Each *_reviews JSONB cell is an array of:

[
  {"author": "Alice", "rating": 5.0, "date": "2024-08-12",
   "text": "Quick service, fair price, would call again."},
  ...
]

Final CSV export uses the same column names; review arrays are JSON-encoded into a single cell (1:1 with the DB).

Configuration cheat-sheet

Everything tunable lives in review/config.py:

knob	default	what it does
`MAX_PARALLEL_ROWS`	8	rows processed concurrently
`SITES_PER_ROW`	5	site scrapers in parallel within a row
`SITE_HARD_TIMEOUT`	120	seconds before killing a hung Chrome subprocess
`ROW_HARD_TIMEOUT`	2400	hard cap per row (40 min)
`DEFAULT_MAX_RETRIES`	5	retry attempts per site
`HEAVY_BLOCKER_RETRIES`	10	for sites known to block more (Yelp/BBB/Angi)
`MAX_REVIEWS_PER_SITE`	100	cap on reviews stored per business per site
`MEM_CLEANUP_INTERVAL`	300	seconds between orphan Chrome reaps
`RETRY_MAX_PASSES`	3	Phase 2 sweep iterations

For 4-core / 8 GB boxes, drop MAX_PARALLEL_ROWS to 2. For 32-core / 128 GB boxes with paid residential proxies, push it to 16.

Project layout

local-business-reviews-scraper/
├── review/
│   ├── runner.py               # main entrypoint: process_rows() with thread-pool
│   ├── browser.py              # spawns Chrome subprocess per (row, site) attempt
│   ├── base_scraper.py         # abstract base — search() + scrape() contract
│   ├── block_detect.py         # CAPTCHA / Cloudflare interstitial detection
│   ├── cleanup_daemon.py       # 5-min orphan-Chrome reaper
│   ├── config.py               # all tunable knobs
│   ├── csv_io.py               # CSV reader (input list)
│   ├── db.py                   # PostgreSQL: schema, UPSERT, partial-update, export
│   ├── progress.py             # crash-safe per-row state on disk
│   ├── proxies.py              # proxies.txt loader + thread-safe rotation
│   ├── yelp_dataset_loader.py  # Yelp open-dataset matcher (offline)
│   ├── run_production.sh       # tmux launcher + status/stop subcommands
│   └── sites/
│       ├── _common.py          # CDP helpers, JSON-LD parser, DDG search
│       ├── google_maps.py      # SeleniumBase UC + tabs/scroll for review cards
│       ├── yelp.py             # 3-layer fallback (dataset → API → not_found)
│       ├── bbb.py              # CDP + letter-grade selector
│       ├── angi.py             # DDG discovery + JSON-LD
│       └── homeadvisor.py      # DDG discovery + JSON-LD
├── socks_bridge.py             # local HTTP-to-SOCKS5 bridge (Chrome lacks SOCKS5 auth)
├── requirements.txt
├── .env.example
└── README.md

Anti-bot notes (the techniques)

This project exists because none of the standard scraping advice ("just use undetected-chromedriver", "rotate proxies") is enough for these sites in 2025. Specifics:

1. Selenium fingerprinting → SeleniumBase CDP Mode

Classic selenium and undetected-chromedriver ship with detectable JavaScript hooks. seleniumbase's activate_cdp_mode() drives Chrome via the Chrome DevTools Protocol — same as Chrome itself talks to its devtools — with none of the WebDriver tells. CDP mode bypasses Cloudflare's bot challenge on Angi profile pages where uc_open_with_reconnect() got 403.
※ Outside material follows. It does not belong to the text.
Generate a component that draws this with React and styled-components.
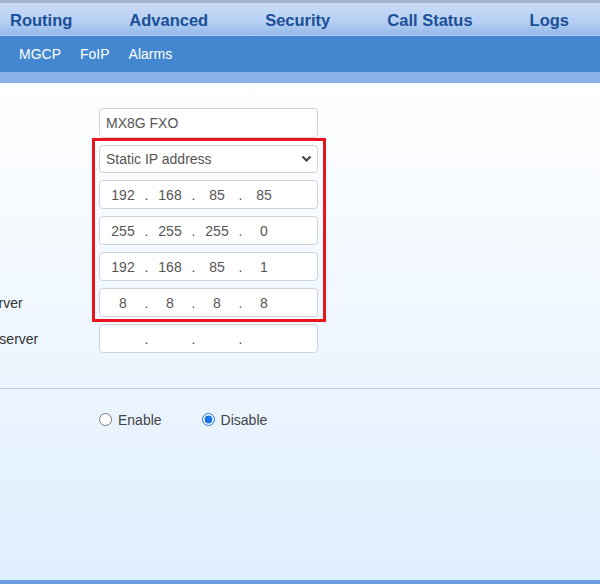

2. Datacenter-IP blocks → DataDome / Cloudflare

Yelp returns HTTP 403 even on /robots.txt from any datacenter IP. We confirmed this across:

Selenium UC + CDP mode
curl_cffi impersonating Chrome 124 / 120 / 110 / Safari / Edge
Direct connection (no proxy)
Wayback Machine (no snapshots for the URLs we needed)
Bing/DDG SERP scraping (don't surface yelp.com/biz links)
Google Maps "Reviews from the web" (Google de-emphasizes Yelp on its own properties)

The only working paths from a cloud IP are the Yelp Fusion API (free 5000/day) and the Yelp Open Dataset (160K businesses, 7M reviews, regional coverage). This repo wires both.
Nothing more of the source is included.